I believe that any pension plan linked to projected unified (or on-budget) surpluses is rash and ill-considered for two important reasons. First, the federal government has responsibilities to tax payers in addition to providing retirement pensions. It is likely that over the next few decades—and quite possibly in the next year or two—Congress and the president will agree either that taxes should be cut or that some public expenditures—such as those for defense, education, or research support—should be increased. To commit now to using all emerging fiscal flexibility for a single purpose, even one as important as assuring the financial security of the elderly, would hamstring public decision making needlessly and unwisely.

Second, budget projections fluctuate wildly, as shown in Figure 4, which was compiled by my colleague Robert Reischauer. Linking pension policy to budget projections therefore creates a quite dreadful dilemma. As recently as March 1995, the Congressional Budget Office anticipated a unified budget deficit in the year 2005 or more than $450 billion with larger deficits beyond. Two and one-half years later—before enactment of the 1997 Budget Reconciliation Act—CBO cut the projected deficit in 2005 of well under $100 billion, a swing in their forecast of nearly $400 billion in the absence of any major legislation. Their most recent projection foresees a budget surplus in 2005 of $170 billion, rising to $251 billion in 2008.

Given our inability to forecast the budget accurately, the proposal to dedicate projected surpluses to financing pensions creates two bad choices. Since pensions should be reliable, we can elect to dedicate fixed amounts to individual accounts. In that event, we risk aggravating budget deficits when our luck turns or fiscal policy is less prudent than it has been lately, a possibility that should be all to vivid to everyone who lived through—or served in—the early years of the Reagan administration. Or we can allocate to the support of individual accounts only the surpluses that actually materialize, thereby holding pension contributions hostage to recessions, desired tax cuts, or the need to increase government spending.

For similar reasons, committing now to large tax cuts, such as the $1 trillion-ten year package mentioned by the Speaker of the House of Representatives would be fiscal folly. More than 100 percent of unified budget surpluses over the next decade occur because of reserve accumulation in Social Security. The budget for the rest of government operations will run a cumulative deficit of $10 billion for the years 1998 to 2008, according to the most recent forecast of the Congressional Budget Office. There is less than no room at all for tax cuts, unless Congress wants to use Social Security reserves intended to help build national saving and investment in anticipation of increased pension costs to finance the current consumption that tax cuts would make possible.

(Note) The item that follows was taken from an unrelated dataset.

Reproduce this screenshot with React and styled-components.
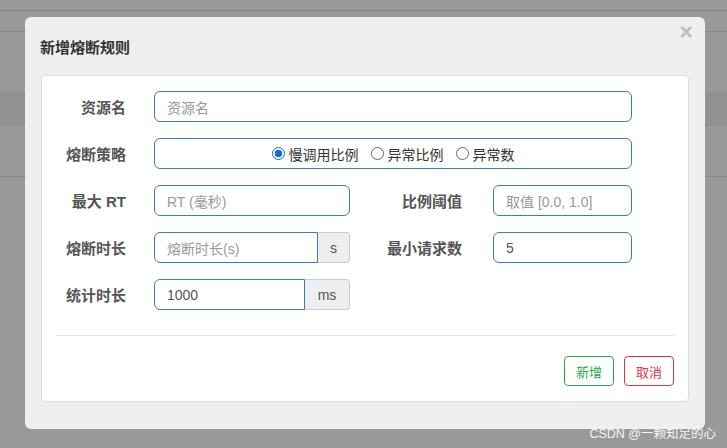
import React from 'react'
import styled, { createGlobalStyle } from 'styled-components'

const GlobalStyle = createGlobalStyle`
  body {
    margin: 0;
    font-family: "Liberation Sans", Arial, "Noto Sans CJK SC", sans-serif;
  }
`

const Page = styled.div`
  position: relative;
  width: 727px;
  height: 448px;
  overflow: hidden;
  background: #999;
  display: flex;
  flex-direction: column;
`

// the page under the modal mask
const Band = styled.div`
  height: ${p => p.h}px;
  background: ${p => p.bg || '#999'};
  border-bottom: ${p => (p.line ? '1px solid #888' : 'none')};
`

const Dialog = styled.div`
  position: absolute;
  left: 25px;
  top: 17px;
  width: 680px;
  height: 412px;
  background: #efefef;
  border-radius: 6px;
  box-sizing: border-box;
  display: flex;
  flex-direction: column;
`

const Header = styled.div`
  position: relative;
  height: 58px;
  padding: 0 15px;
  display: flex;
  align-items: center;
`

const Title = styled.h4`
  margin: 0;
  font-size: 15px;
  font-weight: bold;
  color: #333;
`

const Close = styled.span`
  position: absolute;
  right: 12px;
  top: 2px;
  font-size: 23px;
  font-weight: bold;
  color: #bdbdbd;
  cursor: pointer;
`

const Panel = styled.div`
  margin: 0 16px;
  background: #fff;
  border: 1px solid #ddd;
  border-radius: 4px;
  padding: 15px 14px;
  display: flex;
  flex-direction: column;
`

const Form = styled.div`
  display: flex;
  flex-direction: column;
  gap: 16px;
  padding-right: 42px;
`

const Row = styled.div`
  display: grid;
  grid-template-columns: 70px 196px 1fr 139px;
  column-gap: 28px;
  height: 31px;
  align-items: center;
`

const Label = styled.label`
  font-size: 15px;
  font-weight: bold;
  color: #555;
  text-align: right;
  padding-right: ${p => p.pr || 0}px;
  white-space: nowrap;
`

const Input = styled.div`
  grid-column: ${p => p.span || 'auto'};
  height: 31px;
  box-sizing: border-box;
  border: 1px solid #3a7cc0;
  border-radius: ${p => (p.addon ? '6px 0 0 6px' : '6px')};
  padding: 0 12px;
  display: flex;
  align-items: center;
  font-size: 14px;
  color: ${p => (p.filled ? '#555' : '#999')};
  flex: 1;
  justify-content: ${p => (p.center ? 'center' : 'flex-start')};
`

const Group = styled.div`
  display: flex;
  height: 31px;
`

const Addon = styled.div`
  width: ${p => p.w}px;
  box-sizing: border-box;
  background: #eee;
  border: 1px solid #ccc;
  border-left: none;
  border-radius: 0 4px 4px 0;
  display: flex;
  align-items: center;
  justify-content: center;
  font-size: 14px;
  color: #555;
`

const Radio = styled.span`
  display: inline-flex;
  align-items: center;
  margin: 0 6px;
  font-size: 14px;
  color: #333;
`

const Dot = styled.span`
  width: 13px;
  height: 13px;
  box-sizing: border-box;
  border-radius: 50%;
  margin-right: 4px;
  border: ${p => (p.on ? '1px solid #0b6fe0' : '1px solid #666')};
  background: ${p => (p.on ? 'radial-gradient(circle, #0b6fe0 0 3.5px, #fff 4px)' : '#fff')};
`

const Divider = styled.div`
  height: 1px;
  background: #e5e5e5;
  margin: 25px 0 20px;
`

const Footer = styled.div`
  display: flex;
  justify-content: flex-end;
  gap: 10px;
`

const Button = styled.button`
  width: 50px;
  height: 30px;
  background: #fff;
  border: 1px solid ${p => p.color};
  color: ${p => p.color};
  border-radius: 4px;
  font-size: 13px;
  font-family: inherit;
  padding: 0;
`

const Watermark = styled.span`
  position: absolute;
  right: 11px;
  bottom: 6px;
  font-size: 12.5px;
  color: #f4f4f4;
`

export default function App() {
  return (
    <>
      <GlobalStyle />
      <Page>
        <Band h={10} bg="#9a9a9a" line />
        <Band h={20} line />
        <Band h={60} />
        <Band h={34} bg="#909193" />
        <Band h={50} line />
        <Dialog>
          <Header>
            <Title>新增熔断规则</Title>
            <Close>×</Close>
          </Header>
          <Panel>
            <Form>
              <Row>
                <Label>资源名</Label>
                <Input span="2 / 5">资源名</Input>
              </Row>
              <Row>
                <Label>熔断策略</Label>
                <Input span="2 / 5" center filled>
                  <Radio><Dot on />慢调用比例</Radio>
                  <Radio><Dot />异常比例</Radio>
                  <Radio><Dot />异常数</Radio>
                </Input>
              </Row>
              <Row>
                <Label>最大 RT</Label>
                <Input>RT (毫秒)</Input>
                <Label pr={3}>比例阈值</Label>
                <Input>取值 [0.0, 1.0]</Input>
              </Row>
              <Row>
                <Label>熔断时长</Label>
                <Group>
                  <Input addon>熔断时长(s)</Input>
                  <Addon w={32}>s</Addon>
                </Group>
                <Label pr={3}>最小请求数</Label>
                <Input filled>5</Input>
              </Row>
              <Row>
                <Label>统计时长</Label>
                <Group>
                  <Input addon filled>1000</Input>
                  <Addon w={45}>ms</Addon>
                </Group>
              </Row>
            </Form>
            <Divider />
            <Footer>
              <Button color="#28a745">新增</Button>
              <Button color="#dc3545">取消</Button>
            </Footer>
          </Panel>
        </Dialog>
        <Watermark>CSDN @一颗知足的心</Watermark>
      </Page>
    </>
  )
}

Like all of you, I am delighted that the future looks rosier than it did a bit over three years ago. You and President Clinton deserve a lot of credit for policy changes that contributed to this turn around. But most of the progress shown in Figure 4 arose not from policy changes from unanticipated economic growth and the resulting cuts in spending and increased tax collections that more growth produces. We have been blessed by good luck and should be grateful for it. But, let’s face it—we are not very good at forecasting the budget. Building pension policy or tax policy an the hope of more good luck would be irresponsible.

Conclusion

Social Security faces a projected long-term deficit. Early action to close that deficit is desirable. Diverting any part of payroll taxes to individual accounts is undesirable because it would necessitate larger cuts in Social Security benefits than may be needed to restore projected financial balance. The returns to pensioners from private accounts would be lower than if payroll taxes are used to continue building Social Security reserves. In addition, defined-contribution individual accounts provide benefits that are inherently riskier than those under Social Security. It is not hard to fashion a program to close the projected Social Security deficit that leaves the essential features of the current program intact.